The Statement of Offence endorsed on a Presentment, Mr Maguire submitted, identifies the offence or offences for which an accused person is charged and identifies upon conviction the offence or offences of which such a person stands convicted.  If there be no clear Statement of Offence identifying the particular section of the particular Act under which a person is charged and convicted, so the argument went, then any conviction could be held to be ambiguous because of uncertainty as to what offence or offences it related to and any conviction ought to be quashed accordingly. 

  1. Counsel also reminded the Court that the indecent assaults referred to in counts 1, 2, 3 and 6 were allegedly committed in the period between 1 January 1978 and 31 December 1980, (hereinafter referred to as “the relevant period”). But, by reason of the statements as to the offences charged in the Statement of Offence, it must be, it was contended, that the applicant was charged and convicted of those counts under s.44(1) of the Crimes Act 1958 which made it an offence to indecently assault “another person”. S.44(1) was introduced by the Crimes (Sexual Offences) Act 1980 (No. 9509) which had a commencement date of 1 March 1981. Accordingly, it was submitted, during the relevant period (1 January 1978 to 31 December 1980), s.44(1) did not exist.

  1. During the relevant period (indeed from 8 November 1967 to 1 March 1981), counsel continued, there did exist another statutory provision, s.68 (3A) of the Crimes Act 1958. This created an offence of unlawful and indecent assault of a male person. The applicant was not charged with or convicted of an offence under this section, it was submitted, for there was no reference to it in the Statement of Offence endorsed on the Presentment. So, too, the expression, “a male person”, which appears in the section, does not appear in either the Statement of Offence or in the relevant counts themselves.

  1. If the applicant was charged and convicted of offences which did not exist at the time it was alleged those offences occurred, Mr Maguire submitted, then the applicant’s convictions on counts 1, 2, 3 and 6 are invalid.  Further, the proceedings in respect of them were void ab initio and amounted to a nullity.  Alternatively, it was contended there was uncertainty as to what offence the applicant was tried and convicted with respect to counts 1, 2, 3 and 6 and this uncertainty involved a fundamental flaw in the proceedings and a consequent miscarriage of justice.  Counsel cited “S” v. The Queen [4], Rippingale v. The Queen[5] and Kailis v. The Queen[6]

    [4](1989) 168 C.L.R. 266

    [5](1999) 109 A. Crim. R. 304

    [6](1999) 21 W.A.R. 100

  1. S”. v.
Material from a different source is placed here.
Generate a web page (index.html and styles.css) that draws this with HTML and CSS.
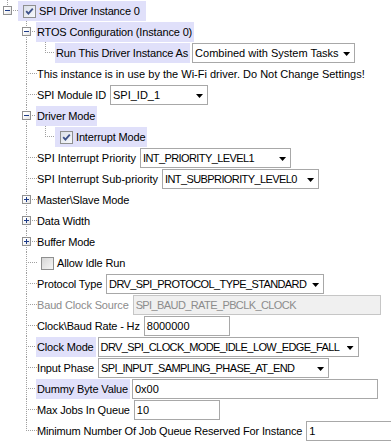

The Queen[7] was a case where a father was charged and convicted of three counts of carnal knowledge of his daughter, each count being laid “between dates”.  The daughter gave evidence of two specific acts of intercourse without linking them to any of the “between dates” periods.  She also gave evidence of many other acts over a period of two years dating back from November 1982 (the first of the “between dates” periods beginning on 1 January 1980 and the last ending on 8 November 1982).  The High Court quashed the convictions and ordered a new trial.  Toohey, J. observed (283):

“This trial  was fundamentally flawed in that the jury were invited to convict the applicant so long as they were satisfied that within any of the periods specified in the indictment the applicant ‘carnally knew’ the complainant.  Put that way, the acts of intercourse described in the generalized evidence were available, not merely as going to prove any of the offences charged against the applicant but as the offences themselves.  In respect of each count, the jury were not required to direct their attention to any particular occasion and to satisfy themselves, beyond reasonable doubt, that there was such an occasion and that it occurred within the period specified in the count.  There was a real likelihood that they would convict the applicant on the basis that since acts of carnal knowledge were frequent, an act must have occurred during each of the periods mentioned in the indictment.”

[7](1989) 168 C.L.R. 266

  1. In Rippingale[8], a decision of the Court of Criminal Appeal of Western Australia, the applicant had been convicted in the District Court of a count of possession of a quantity of cannabis on 14 August 1996 with intent to sell or supply it to another person.  The marginal note on the indictment referred to the “Misuse of Drugs Act 1981 (W.A.), s.7 (1) (a),”.  In the District Court the Crown Prosecutor appeared to have conceded that the relevant quantity of cannabis was some six plants.  The applicant’s counsel submitted in the Court of Appeal that, if this be so, the District Court lacked jurisdiction, in that another provision of the Act provided for trial of s.7 (1) charges in a summary court where, relevantly, there were less than 100 plants.  The Crown countered with a submission that it was clear from the papers that the applicant had pleaded guilty to an offence under s.6(1) (a) of the Act of possession of cannabis with intention to sell or supply.  All of the members of the Court of Appeal agreed the indictment was ambiguous and the conviction should be quashed.  Malcolm, C.J., with whom Ipp, J. agreed, observed, “In my opinion, it is clear that the indictment was ambiguous.  It was capable of being read as alleging either an offence under s.7 (1) (a) as suggested by the marginal note or, as suggested by the Crown itself, an offence under s.6 (1) (a)”.  Wallwork, J. added, “The appellant could not know of which offence he was convicted, an offence under s.6 or an offence under s.7 of the Act.  The indictment was inherently ambiguous.”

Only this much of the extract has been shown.